Bansphor

Regions with significant populations
- India

Languages
- • Hindi • Awadhi • Khari Boli

Religion
- Hinduism 100%

Related ethnic groups
- • Muslim Bansphor •

= Bansphor =

The Bansphor are a Hindu caste found in the state of Uttar Pradesh, India.

==Origin==

The community get their name from the Hindi words bans, meaning bamboo and phorna which means to split. They are a community that were traditionally involved in the manufacture of bamboo items for household usage. According to traditions, they are one of the seven sub-groups of the Dom community. Their own traditions refer to a Bans Rajah, a prince who is said to have ruled in the Awadh region, from whom the community descend. They are found throughout Uttar Pradesh, with special concentrations in the districts of Farrukhabad, Saharanpur and Pilibhit in western Uttar Pradesh, and Sitapur, Kheri, Hardoi, Pratapgarh and Lucknow in Awadh, and Mirzapur and Lalitpur in southern Uttar Pradesh. The western Bansphor speak Khari boli, while those in Awadh speak Awadhi. A section of the Bansphor in Saharanpur and Moradabad have converted to Islam, and now form a distinct community of Muslim Bansphor.

==Present circumstances==

The Bansphor practice strict community endogamy, as well as clan exogamy, which a common practice among most North Indian Hindus. Their clans are called gotras, the main ones being the Mahawati, Chamkel, Gaushal, Samudra, Nahar, Kalai and Saraiha. Marriages do not occur with the Muslim Bansphor community. The Bansphor live in multi-caste villages, but occupy their own distinct quarters. Each of their settlement contains an informal caste council, known as a panchayat. The panchayat is headed by a pradhan, a position which is heredity.
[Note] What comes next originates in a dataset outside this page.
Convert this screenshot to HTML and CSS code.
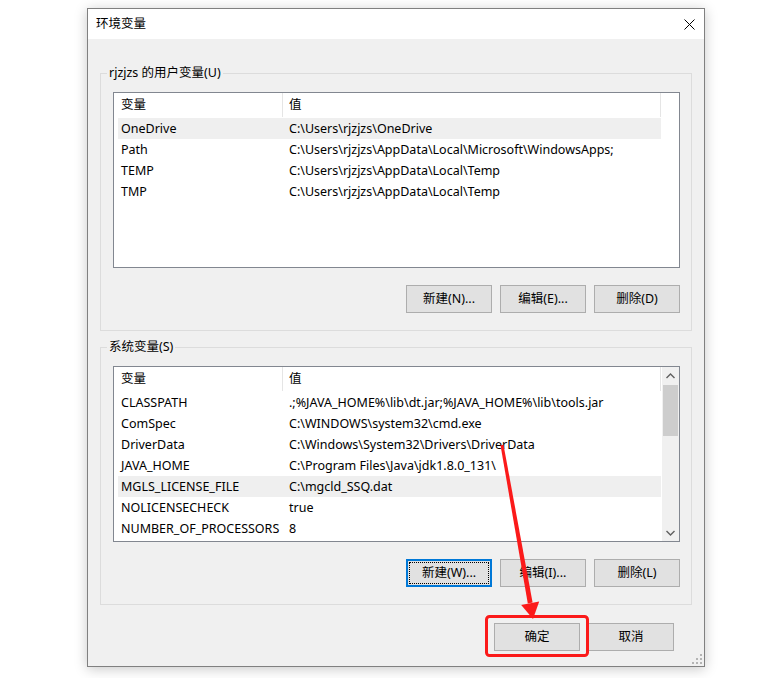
FILE: index.html
```html
<!DOCTYPE html>
<html lang="zh-CN">
<head>
	<meta charset="utf-8" />
	<title>环境变量</title>
	<link rel="stylesheet" href="styles.css">
</head>
<body>
	<div class="page">
		<div class="window">
			<div class="titlebar">
				<span class="title">环境变量</span>
				<span class="close">
					<svg width="11" height="11" viewBox="0 0 11 11"><path d="M0.5 0.5L10.5 10.5M10.5 0.5L0.5 10.5" stroke="#000" stroke-width="1" fill="none"/></svg>
				</span>
			</div>

			<div class="content">
				<fieldset class="group">
					<legend>rjzjzs 的用户变量(U)</legend>
					<div class="listview">
						<div class="list-main">
							<div class="list-head">
								<div class="head-cell">变量</div>
								<div class="head-cell">值</div>
							</div>
							<div class="row hot"><span>OneDrive</span><span>C:\Users\rjzjzs\OneDrive</span></div>
							<div class="row"><span>Path</span><span>C:\Users\rjzjzs\AppData\Local\Microsoft\WindowsApps;</span></div>
							<div class="row"><span>TEMP</span><span>C:\Users\rjzjzs\AppData\Local\Temp</span></div>
							<div class="row"><span>TMP</span><span>C:\Users\rjzjzs\AppData\Local\Temp</span></div>
						</div>
					</div>
					<div class="buttons">
						<button>新建(N)...</button>
						<button>编辑(E)...</button>
						<button>删除(D)</button>
					</div>
				</fieldset>

				<fieldset class="group system">
					<legend>系统变量(S)</legend>
					<div class="listview">
						<div class="list-main">
							<div class="list-head">
								<div class="head-cell">变量</div>
								<div class="head-cell">值</div>
							</div>
							<div class="row"><span>CLASSPATH</span><span>.;%JAVA_HOME%\lib\dt.jar;%JAVA_HOME%\lib\tools.jar</span></div>
							<div class="row"><span>ComSpec</span><span>C:\WINDOWS\system32\cmd.exe</span></div>
							<div class="row"><span>DriverData</span><span>C:\Windows\System32\Drivers\DriverData</span></div>
							<div class="row"><span>JAVA_HOME</span><span>C:\Program Files\Java\jdk1.8.0_131\</span></div>
							<div class="row hot"><span>MGLS_LICENSE_FILE</span><span>C:\mgcld_SSQ.dat</span></div>
							<div class="row"><span>NOLICENSECHECK</span><span>true</span></div>
							<div class="row"><span>NUMBER_OF_PROCESSORS</span><span>8</span></div>
						</div>
						<div class="scrollbar">
							<div class="arrow">
								<svg width="9" height="6" viewBox="0 0 9 6"><path d="M0.5 5L4.5 1L8.5 5" stroke="#606060" stroke-width="1.4" fill="none"/></svg>
							</div>
							<div class="thumb"></div>
							<div class="track"></div>
							<div class="arrow">
								<svg width="9" height="6" viewBox="0 0 9 6"><path d="M0.5 1L4.5 5L8.5 1" stroke="#606060" stroke-width="1.4" fill="none"/></svg>
							</div>
						</div>
					</div>
					<div class="buttons">
						<button class="focused">新建(W)...</button>
						<button>编辑(I)...</button>
						<button>删除(L)</button>
					</div>
				</fieldset>

				<div class="dialog-buttons">
					<button>确定</button>
					<button>取消</button>
				</div>
			</div>

			<svg class="grip" width="10" height="10" viewBox="0 0 10 10">
				<rect x="8" y="0" width="2" height="2" fill="#b4b4b4"/>
				<rect x="4" y="4" width="2" height="2" fill="#b4b4b4"/>
				<rect x="8" y="4" width="2" height="2" fill="#b4b4b4"/>
				<rect x="0" y="8" width="2" height="2" fill="#b4b4b4"/>
				<rect x="4" y="8" width="2" height="2" fill="#b4b4b4"/>
				<rect x="8" y="8" width="2" height="2" fill="#b4b4b4"/>
			</svg>
		</div>

		<!-- red markup drawn over the screenshot -->
		<svg class="annotation" width="770" height="678" viewBox="0 0 770 678">
			<polygon points="500.5,445.3 503.5,444.7 532.6,602.6 527.8,603.5" fill="#fb1a1a"/>
			<polygon points="521.2,605 539.2,601.6 533,619" fill="#fb1a1a"/>
			<rect x="486.5" y="616.5" width="101" height="39" rx="3" ry="3" fill="none" stroke="#fb1a1a" stroke-width="3"/>
		</svg>
	</div>
</body>
</html>
```

FILE: styles.css
```css
body
{
	margin: 0;
	background-color: #ffffff;
	font-family: "Noto Sans", "Noto Sans CJK SC", sans-serif;
	font-size: 12.5px;
	line-height: 16px;
	color: #000000;
}

.page
{
	position: relative;
	width: 770px;
	height: 678px;
	padding: 8px 0 0 87px;
	box-sizing: border-box;
}

.window
{
	position: relative;
	width: 618px;
	height: 659px;
	box-sizing: border-box;
	border: 1px solid #808080;
	background-color: #f0f0f0;
	box-shadow: 0 2px 12px rgba(0,0,0,0.22);
}

.titlebar
{
	height: 30px;
	background-color: #ffffff;
	display: flex;
	align-items: center;
	justify-content: space-between;
	padding-left: 8px;
}

.close
{
	width: 30px;
	height: 30px;
	display: flex;
	align-items: center;
	justify-content: center;
}

.content
{
	padding: 26px 12px 0 12px;
}

.group
{
	margin: 0;
	min-width: 0;
	padding: 11px 11px 17px 12px;
	border: 1px solid #dcdcdc;
}

.group legend
{
	padding: 0 2px;
	margin-left: -6px;
	line-height: 16px;
}

.system
{
	margin-top: 8px;
}

.listview
{
	height: 176px;
	box-sizing: border-box;
	border: 1px solid #828790;
	background-color: #ffffff;
	display: flex;
}

.list-main
{
	width: 548px;
	overflow: hidden;
}

.list-head
{
	display: grid;
	grid-template-columns: 169px 378px;
	height: 25px;
}

.head-cell
{
	border-right: 1px solid #e5e5e5;
	padding-left: 7px;
	line-height: 24px;
	height: 24px;
}

.head-cell + .head-cell
{
	padding-left: 6px;
}

.row
{
	display: grid;
	grid-template-columns: 165px 378px;
	margin-left: 4px;
	width: 543px;
	height: 21px;
	line-height: 21px;
	white-space: nowrap;
}

.row span
{
	overflow: hidden;
	padding-left: 3px;
}

.row span + span
{
	padding-left: 6px;
}

.hot
{
	background-color: #efefef;
}

.scrollbar
{
	margin-left: auto;
	width: 17px;
	background-color: #f0f0f0;
	display: flex;
	flex-direction: column;
}

.arrow
{
	height: 17px;
	display: flex;
	align-items: center;
	justify-content: center;
}

.thumb
{
	height: 51px;
	margin: 1px 1px 0 1px;
	background-color: #cdcdcd;
}

.track
{
	flex: 1;
}

.buttons
{
	display: flex;
	justify-content: flex-end;
	gap: 8px;
	margin-top: 17px;
}

button
{
	font: inherit;
	color: #000000;
	width: 86px;
	height: 28px;
	padding: 0;
	background-color: #e1e1e1;
	border: 1px solid #adadad;
}

.focused
{
	border: 2px solid #0078d7;
	outline: 1px dotted #000000;
	outline-offset: -4px;
}

.dialog-buttons
{
	display: flex;
	justify-content: flex-end;
	gap: 8px;
	margin-top: 18px;
	padding-right: 18px;
}

.grip
{
	position: absolute;
	right: 2px;
	bottom: 2px;
}

.annotation
{
	position: absolute;
	left: 0;
	top: 0;
	pointer-events: none;
}
```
In addition, there is an overarching panchayat of between three and four villages, which headed by a chaudhary. The panchayat resolves any intra-community dispute, as well as acting an instrument of social control. They are Hindus, except for the now-distinct community of Muslim Bansphor, and have Hanuman as their tribal deity.

The 2011 Census of India for Uttar Pradesh showed the Bansphor population as 59,804.